20. ‘Relational-material approach to urban morphology’, by Sabine Knierbein and Tihomir Viderman

This five-pages briefing paper, prepared under the framework of the EPUM project (by Sabine Knierbein and Tihomir Viderman), presents the ‘relational-material’ as an approach that tries to grasp urban form as a material that is constantly changing as an outcome of mutual relations between people and places. The paper highlights five key ideas. First, urban form is a continuously emergent materiality and a material culture of social relations. Second, urban form is a process of ‘spatialization’, encompassing designed space, a domain of mental production of abstract space and ‘materialities’ of everyday life. Third, urban form is an epistemological opportunity to track down and to understand social change by addressing transformations of the built environment. Fourth, experiential learning about the city is needed to balance mainstream planning regulations and design practices. Fifth, participatory action research as a practice of shared production of knowledge involving researchers and participants in a concerted effort, should be promoted. In methodological terms, the relational-material approach offers a mainly qualitative analysis of public space, addressing urban form as a material evidence of dynamic urbanization processes (as a formant of the social history of capitalism). It is centred on qualitative socio-empirical case study research, combined with quantitative data on the socio-spatial context of the case study.

21. ‘The relational-material approach’, by Sabine Knierbein

In this short video (fourteen minutes) prepared for the EPUM project, Sabine Knierbein offers a first insight into an emerging perspective on urban morphology, named relational-material approach. The video starts with a presentation of the Interdisciplinary Centre for Urban Culture and Public Space (TU Wien), where this approach is being developed, proposing then a linkage between studies on built space with research on lived space. The approach aims at connecting social theory, cultural theory, political theory about urbanisation and built fabric with knowledge about the micro spaces – the spaces of everyday life – of the city. A fundamental idea of the video and of this emerging approach is to link the ‘know why’ (the theoretical considerations of cities as places of difference and unequal embodied experiences) and the ‘know how’ (the embodied approaches to engaging in local space inspired by participatory action research). The video expresses also an intention to establish the ‘relational material’ as a complementary approach to the established approaches in urban morphology.

22. ‘The relational-material approach. Concept art video’, by TU Wien
[Short film coming soon…]


This video in duration of 3 minutes explains how urban form is studied from the perspective of a relational-material approach.
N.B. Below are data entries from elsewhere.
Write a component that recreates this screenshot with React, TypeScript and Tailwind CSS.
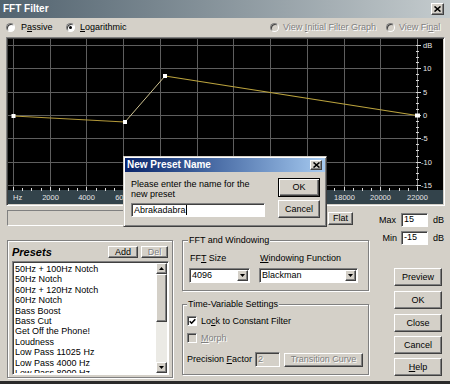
import React from "react";

const raised =
  "border border-t-white border-l-white border-r-[#404040] border-b-[#404040] shadow-[inset_-1px_-1px_0_#808080]";
const sunken =
  "border border-t-[#808080] border-l-[#808080] border-r-white border-b-white shadow-[inset_1px_1px_0_#404040]";
const etched = "border border-[#808080] shadow-[1px_1px_0_#ffffff,inset_1px_1px_0_#ffffff]";
const disabledText = "text-[#808080] [text-shadow:1px_1px_0_#ffffff]";

function U({ children }: { children: React.ReactNode }) {
  return <span className="underline underline-offset-[1px]">{children}</span>;
}

function Btn({
  children,
  className = "",
  disabled = false,
}: {
  children: React.ReactNode;
  className?: string;
  disabled?: boolean;
}) {
  return (
    <div
      className={`flex items-center justify-center bg-[#d4d0c8] leading-none ${raised} ${
        disabled ? disabledText : "text-black"
      } ${className}`}
    >
      {children}
    </div>
  );
}

function XGlyph() {
  return (
    <svg width="7" height="6" viewBox="0 0 7 6">
      <path d="M0.5 0.5L6.5 5.5M6.5 0.5L0.5 5.5" stroke="#000" strokeWidth="1.6" />
    </svg>
  );
}

function DownArrow() {
  return (
    <svg width="5" height="3" viewBox="0 0 5 3">
      <path d="M0 0H5L2.5 3Z" fill="#000" />
    </svg>
  );
}

function UpArrow() {
  return (
    <svg width="5" height="3" viewBox="0 0 5 3">
      <path d="M0 3H5L2.5 0Z" fill="#000" />
    </svg>
  );
}

function Radio({ checked = false, disabled = false }: { checked?: boolean; disabled?: boolean }) {
  return (
    <span
      className={`relative inline-block shrink-0 w-[9px] h-[9px] rounded-full border border-t-[#808080] border-l-[#808080] border-b-white border-r-white shadow-[inset_1px_1px_0_#404040] ${
        disabled ? "bg-[#d4d0c8]" : "bg-white"
      }`}
    >
      {checked && <span className="absolute left-[2px] top-[2px] w-[3px] h-[3px] rounded-full bg-black" />}
    </span>
  );
}

function Check({ checked = false, disabled = false }: { checked?: boolean; disabled?: boolean }) {
  return (
    <span
      className={`inline-flex shrink-0 items-center justify-center w-[10px] h-[10px] ${sunken} ${
        disabled ? "bg-[#d4d0c8]" : "bg-white"
      }`}
    >
      {checked && (
        <svg width="7" height="7" viewBox="0 0 7 7">
          <path d="M0.7 3.2L2.6 5.2L6.3 1.2" stroke="#000" strokeWidth="1.6" fill="none" />
        </svg>
      )}
    </span>
  );
}

function Select({ value, className = "" }: { value: string; className?: string }) {
  return (
    <div className={`flex items-center bg-white h-[15px] pl-[2px] pr-px ${sunken} ${className}`}>
      <span className="flex-1 leading-none">{value}</span>
      <div className={`w-[11px] h-[11px] flex items-center justify-center bg-[#d4d0c8] ${raised}`}>
        <DownArrow />
      </div>
    </div>
  );
}

function Graph() {
  const step = 36.73;
  const xs = Array.from({ length: 12 }, (_, k) => Math.round(5 + step * k) + 0.5);
  const ys = [6, 29.33, 52.67, 76, 99.33, 122.67, 146].map((y) => Math.round(y) + 0.5);
  const dbs = ["dB", "10", "5", "0", "-5", "-10", "-15"];
  const minorX = Array.from({ length: 45 }, (_, i) => Math.round(5 + (i * step) / 4) + 0.5);
  const minorY = Array.from({ length: 25 }, (_, i) => Math.round(6 + (i * 23.333) / 4) + 0.5);
  const p = [
    [5.5, 77],
    [117, 83],
    [157, 37],
    [409, 76.5],
  ];
  return (
    <svg width="435" height="165" viewBox="0 0 435 165" className="block">
      <rect width="435" height="165" fill="#000" />
      <rect y="151" width="435" height="14" fill="#33434b" />
      {xs.map((x) => (
        <line key={"v" + x} x1={x} x2={x} y1="0" y2="151" stroke="#5e5e5e" strokeWidth="1" />
      ))}
      {ys.map((y) => (
        <line key={"h" + y} x1="0" x2="410" y1={y} y2={y} stroke="#5e5e5e" strokeWidth="1" />
      ))}
      <line x1="409.5" x2="409.5" y1="0" y2="151" stroke="#8a8a8a" strokeWidth="1" />
      {minorX.map((x, i) => (
        <line
          key={"mx" + i}
          x1={x}
          x2={x}
          y1={i % 4 === 0 ? 148 : 149}
          y2="152"
          stroke="#d8d8d8"
          strokeWidth="1"
        />
      ))}
      {minorY.map((y, i) => (
        <line
          key={"my" + i}
          x1="408"
          x2={i % 4 === 0 ? 413 : 411}
          y1={y}
          y2={y}
          stroke="#d8d8d8"
          strokeWidth="1"
        />
      ))}
      {ys.map((y, i) => (
        <text
          key={"t" + i}
          x={dbs[i].startsWith("-") ? 413 : 415}
          y={y + 2.8}
          fontSize="7.5"
          fill="#e4e4e4"
          fontFamily="'Liberation Sans', Arial, sans-serif"
        >
          {dbs[i]}
        </text>
      ))}
      <text x="5" y="161" fontSize="7.5" fill="#e4e4e4" fontFamily="'Liberation Sans', Arial, sans-serif">
        Hz
      </text>
      {xs.slice(1).map((x, i) => (
        <text
          key={"l" + i}
          x={x}
          y="161"
          fontSize="7.5"
          textAnchor="middle"
          fill="#e4e4e4"
          fontFamily="'Liberation Sans', Arial, sans-serif"
        >
          {(i + 1) * 2000}
        </text>
      ))}
      <line x1={p[0][0]} y1={p[0][1]} x2={p[1][0]} y2={p[1][1]} stroke="#b49a3a" strokeWidth="1.2" />
      <line x1={p[1][0]} y1={p[1][1]} x2={p[2][0]} y2={p[2][1]} stroke="#cfc392" strokeWidth="1" />
      <line x1={p[2][0]} y1={p[2][1]} x2={p[3][0]} y2={p[3][1]} stroke="#bca43e" strokeWidth="1.2" />
      {p.map(([x, y], i) => (
        <rect key={"p" + i} x={x - 2} y={y - 2} width={i === 3 ? 5 : 4} height="4" fill="#ffffff" />
      ))}
    </svg>
  );
}

const presets = [
  "50Hz + 100Hz Notch",
  "50Hz Notch",
  "60Hz + 120Hz Notch",
  "60Hz Notch",
  "Bass Boost",
  "Bass Cut",
  "Get Off the Phone!",
  "Loudness",
  "Low Pass 11025 Hz",
  "Low Pass 4000 Hz",
  "Low Pass 8000 Hz",
];

export default function App() {
  return (
    <div className="relative w-[450px] h-[384px] overflow-hidden bg-[#d4d0c8] text-black text-[9px] font-['Liberation_Sans',Arial,sans-serif] border-b-[3px] border-b-[#2a2a2a] flex flex-col">
      {/* Title bar */}
      <div className="h-[18px] shrink-0 flex items-center bg-linear-to-r from-[#52636f] to-[#c5ccce] pl-[3px] pr-[6px]">
        <span className="text-white font-bold text-[10px] leading-none">FFT Filter</span>
        <div className={`ml-auto w-[13px] h-[12px] flex items-center justify-center bg-[#d4d0c8] ${raised}`}>
          <XGlyph />
        </div>
      </div>

      {/* Radio row */}
      <div className="h-[19px] shrink-0 flex items-center pl-[6px]">
        <div className="w-[60px] flex items-center gap-[6px]">
          <Radio />
          <span className="leading-none">
            P<U>a</U>ssive
          </span>
        </div>
        <div className="w-[204px] flex items-center gap-[5px]">
          <Radio checked />
          <span className="leading-none">
            <U>L</U>ogarithmic
          </span>
        </div>
        <div className="w-[116px] flex items-center gap-[4px]">
          <Radio disabled />
          <span className={`leading-none ${disabledText}`}>
            View <U>I</U>nitial Filter Graph
          </span>
        </div>
        <div className="flex items-center gap-[4px]">
          <Radio disabled />
          <span className={`leading-none ${disabledText}`}>
            View Fi<U>n</U>al
          </span>
        </div>
      </div>

      {/* Graph */}
      <div className="ml-[6px] w-[439px] h-[169px] shrink-0 p-px border border-t-[#808080] border-l-[#808080] border-r-white border-b-white shadow-[inset_1px_1px_0_#404040]">
        <Graph />
      </div>

      {/* Lower section */}
      <div className="flex flex-1">
        <div className="ml-[7px] w-[363px] flex flex-col">
          <div className="mt-[4px] h-[16px] flex items-start">
            <div className="w-[316px] h-[16px] border border-t-[#808080] border-l-[#808080] border-r-white border-b-white" />
            <Btn className="ml-[5px] mt-[2px] w-[25px] h-[13px]">Flat</Btn>
          </div>

          <div className="mt-[14px] flex">
            {/* Presets */}
            <div className={`w-[166px] h-[138px] flex flex-col ${etched}`}>
              <div className="mt-[5px] h-[12px] flex items-center pl-[4px] pr-[4px]">
                <span className="font-bold italic text-[11px] leading-none">Presets</span>
                <Btn className="ml-auto w-[30px] h-[12px]">Add</Btn>
                <Btn className="ml-[3px] w-[27px] h-[12px]" disabled>
                  Del
                </Btn>
              </div>
              <div className={`mt-[3px] ml-[4px] w-[157px] h-[114px] bg-white flex p-px ${sunken}`}>
                <div className="flex-1 flex flex-col pl-[1px] pt-px overflow-hidden">
                  {presets.map((t) => (
                    <div key={t} className="h-[10.4px] shrink-0 leading-[10.4px] whitespace-nowrap">
                      {t}
                    </div>
                  ))}
                </div>
                <div className="w-[11px] flex flex-col bg-[#ebeae5]">
                  <div className={`h-[11px] shrink-0 flex items-center justify-center bg-[#d4d0c8] ${raised}`}>
                    <UpArrow />
                  </div>
                  <div className={`h-[48px] shrink-0 bg-[#d4d0c8] ${raised}`} />
                  <div className="flex-1" />
                  <div className={`h-[11px] shrink-0 flex items-center justify-center bg-[#d4d0c8] ${raised}`}>
                    <DownArrow />
                  </div>
                </div>
              </div>
            </div>

            {/* Right groups */}
            <div className="ml-[9px] w-[187px] flex flex-col">
              <div className={`relative h-[51px] ${etched} pl-[6px]`}>
                <span className="absolute left-[5px] -top-[6px] px-px bg-[#d4d0c8] leading-[10px]">
                  FFT and Windowing
                </span>
                <div className="flex gap-[9px] pt-[12px]">
                  <div className="w-[61px] flex flex-col">
                    <span className="pl-px leading-[10px]">
                      FF<U>T</U> Size
                    </span>
                    <Select value="4096" className="mt-[5px] w-[61px]" />
                  </div>
                  <div className="w-[99px] flex flex-col">
                    <span className="pl-px leading-[10px]">
                      <U>W</U>indowing Function
                    </span>
                    <Select value="Blackman" className="mt-[5px] w-[99px]" />
                  </div>
                </div>
              </div>

              <div className={`relative mt-[13px] h-[71px] ${etched} pl-[4px]`}>
                <span className="absolute left-[4px] -top-[6px] px-px bg-[#d4d0c8] leading-[10px]">
                  Time-Variable Settings
                </span>
                <div className="mt-[11px] h-[10px] flex items-center gap-[4px]">
                  <Check checked />
                  <span className="leading-none">
                    Lo<U>c</U>k to Constant Filter
                  </span>
                </div>
                <div className="mt-[7px] h-[10px] flex items-center gap-[4px]">
                  <Check disabled />
                  <span className={`leading-none ${disabledText}`}>
                    <U>M</U>orph
                  </span>
                </div>
                <div className="mt-[9px] h-[15px] flex items-center">
                  <span className="w-[68px] leading-none">
                    Precision <U>F</U>actor
                  </span>
                  <div className={`w-[25px] h-[15px] flex items-center pl-[2px] bg-[#d4d0c8] ${sunken} ${disabledText}`}>
                    2
                  </div>
                  <Btn className="ml-[4px] w-[79px] h-[14px]" disabled>
                    Transition Curve
                  </Btn>
                </div>
              </div>
            </div>
          </div>
        </div>

        {/* Right column */}
        <div className="ml-[5px] flex flex-col">
          <div className="mt-[7px] h-[14px] flex items-center">
            <span className="w-[21px] text-right leading-none">Max</span>
            <div className={`ml-[5px] w-[27px] h-[14px] flex items-center pl-[2px] bg-white ${sunken}`}>15</div>
            <span className="ml-[5px] leading-none">dB</span>
          </div>
          <div className="mt-[4px] h-[14px] flex items-center">
            <span className="w-[22px] text-right leading-none">Min</span>
            <div className={`ml-[4px] w-[27px] h-[14px] flex items-center pl-[2px] bg-white ${sunken}`}>-15</div>
            <span className="ml-[5px] leading-none">dB</span>
          </div>
          <Btn className="mt-[23px] ml-[19px] w-[48px] h-[18px]">Preview</Btn>
          <Btn className="mt-[5px] ml-[19px] w-[48px] h-[18px]">OK</Btn>
          <Btn className="mt-[5px] ml-[19px] w-[48px] h-[18px]">Close</Btn>
          <Btn className="mt-[4px] ml-[19px] w-[48px] h-[18px]">Cancel</Btn>
          <Btn className="mt-[4px] ml-[19px] w-[48px] h-[18px]">
            <U>H</U>elp
          </Btn>
        </div>
      </div>

      {/* Dialog */}
      <div className="absolute left-[123px] top-[156px] w-[204px] h-[71px] bg-[#d4d0c8] p-px flex flex-col border border-t-[#d4d0c8] border-l-[#d4d0c8] border-r-[#404040] border-b-[#404040] shadow-[inset_1px_1px_0_#ffffff,inset_-1px_-1px_0_#808080]">
        <div className="h-[14px] shrink-0 flex items-center bg-linear-to-r from-[#0a246a] to-[#a6caf0] pl-[2px] pr-[3px]">
          <span className="text-white font-bold text-[10px] leading-none">New Preset Name</span>
          <div className={`ml-auto w-[12px] h-[10px] flex items-center justify-center bg-[#d4d0c8] ${raised}`}>
            <XGlyph />
          </div>
        </div>
        <div className="flex">
          <div className="pl-[6px] w-[140px] flex flex-col">
            <div className="pt-[7px] leading-[10px]">
              Please enter the name for the
              <br />
              new preset
            </div>
            <div className={`mt-[4px] w-[134px] h-[14px] flex items-center pl-[2px] bg-white ${sunken}`}>
              <span className="leading-none">Abrakadabra</span>
              <span className="w-px h-[10px] bg-black" />
            </div>
          </div>
          <div className="ml-[13px] flex flex-col pt-[6px]">
            <div className="w-[42px] h-[19px] flex items-center justify-center bg-[#d4d0c8] border border-black shadow-[inset_1px_1px_0_#ffffff,inset_-1px_-1px_0_#404040,inset_-2px_-2px_0_#808080] leading-none">
              OK
            </div>
            <Btn className="mt-[3px] w-[42px] h-[18px]">Cancel</Btn>
          </div>
        </div>
      </div>
    </div>
  );
}
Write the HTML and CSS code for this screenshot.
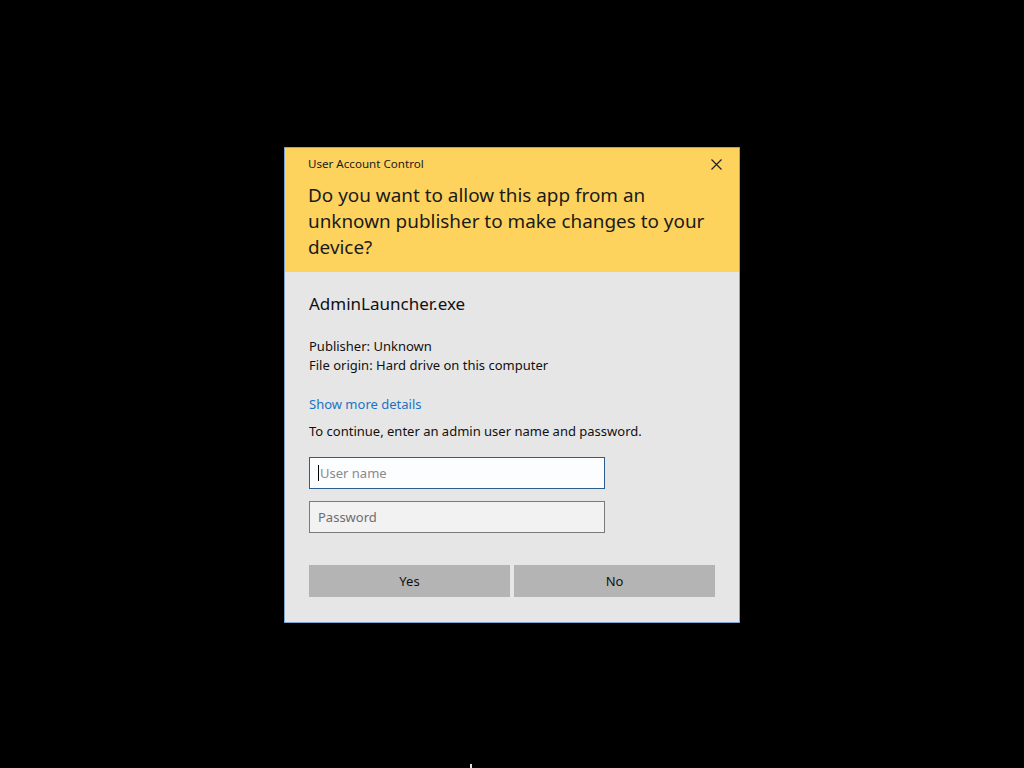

Through an explorative recording of urban spaces in Vienna it engages with urban form beyond rational objectivity of visual analysis to include action-oriented and praxis-based dimensions of everyday life. ‘At no point can there be a final shape of the city’, the video cites Ali Madanipour, suggesting that urban form is constantly produced and reproduced and that we can only take visual snapshots of this socio-historic process. A built urban form materializes not only by design and construction in various degrees of (de)regulation and (in)formality, but also through the settling of plural dimensions of mundane everyday life, political struggle, as well as social, political and economic practices. A relational-material approach aims at introducing into research on urban morphology ethics that is mindful of such lived experiences, and engages with urban form as a political arena and lived social space, which can be explained by its social, cultural and political context as well as by dynamic and diverse relations between human and non-human bodies and objects, both at a given moment of time and in the course of history. The approach draws from theories on action-based relational space to reaffirm spatial practice as point of departure and the purpose of research and design endeavours in urban form.

23. ‘Interview with Professor Charis Christodoulou’, by TU Wien
[Film coming soon…]


The interview discusses an epistemology of a relational-material approach with Charis Christodoulou, who shares her own experience and systematization of thought regarding urban form. The study of urban form is contextualized in regard to broader theoretical debates on the city as a social process of the production of space. Charis Christodoulou suggests a socio-historical analysis of urban form which puts focus on everyday life as a path towards a new phenomenology of doing research which would be sensitive towards to different realities and capable of building bridges between them. Such an endeavour would allow for a synthesis of complex relations between built space and social, cultural and political processes of its production. If we agree that urban form is also lived social space, the methodology for researching its genealogy needs to engage across disciplines and cultures to establish productive linkages between analytical approaches of design and planning and qualitative research practices of geography and social sciences. Charis Christodoulou discusses methods for engaging with social processes of the production of urban form. She suggests the focus on mundane built structures where everyday life unfolds, as well as directing the research beyond visual analysis of material dimensions of space to include into consideration social dimensions of everyday routines, struggles, planning practices and design intentions. The insights into (meaningful) practices of everyday life and bodily experiences allow for an understanding of unbalanced patterns of built urban form in relation to social context and transformations.

24. ‘Urban morphology: a relational-material approach’, by TU Wien

Link to online Book:

With this Reader the ‘Interdisciplinary Centre for Urban Culture and Public Space’, has sought to summarize the results of explorative research on urban form which engaged in a dual mission: an empirical inquiry into entanglements between built urban form and experiences in everyday life; and a reflection on the research and design practice as a means for curbing or fostering people’s social, cultural and political agency to transform urban form. This collaboratively edited collection is of an open and inclusive character, with the ambition to conceive of urban form studies from the perspective of public space research which includes aspects of ‘emergence’ of new urban forms. This evolving theorization is coined as relational-material approach. The reader’s plural formats mirror the fact that in the perspective of public space research the study of urban form is about the systematic inclusion of difference. A relational-material approach introduces into research on urban form ethics that is mindful of lived, cultural, as well as social and material differences in urban space, and thus includes recent insights from feminist and post-colonial theories of urbanization. Various formats, including essays, storylines, visualisations, as well as documentation of research projects, depict diverse and engaging exploration paths address the complexity of a meaningful engagement in a plural dynamics and many contingencies of lived social space. They approach urban form as a relational-material process unfolding between physical urban forms and an embodiment of a plurality of particular memories, cultures and experiences, which may be institutionalized, contested, discriminated against, marginalized or rather invisible.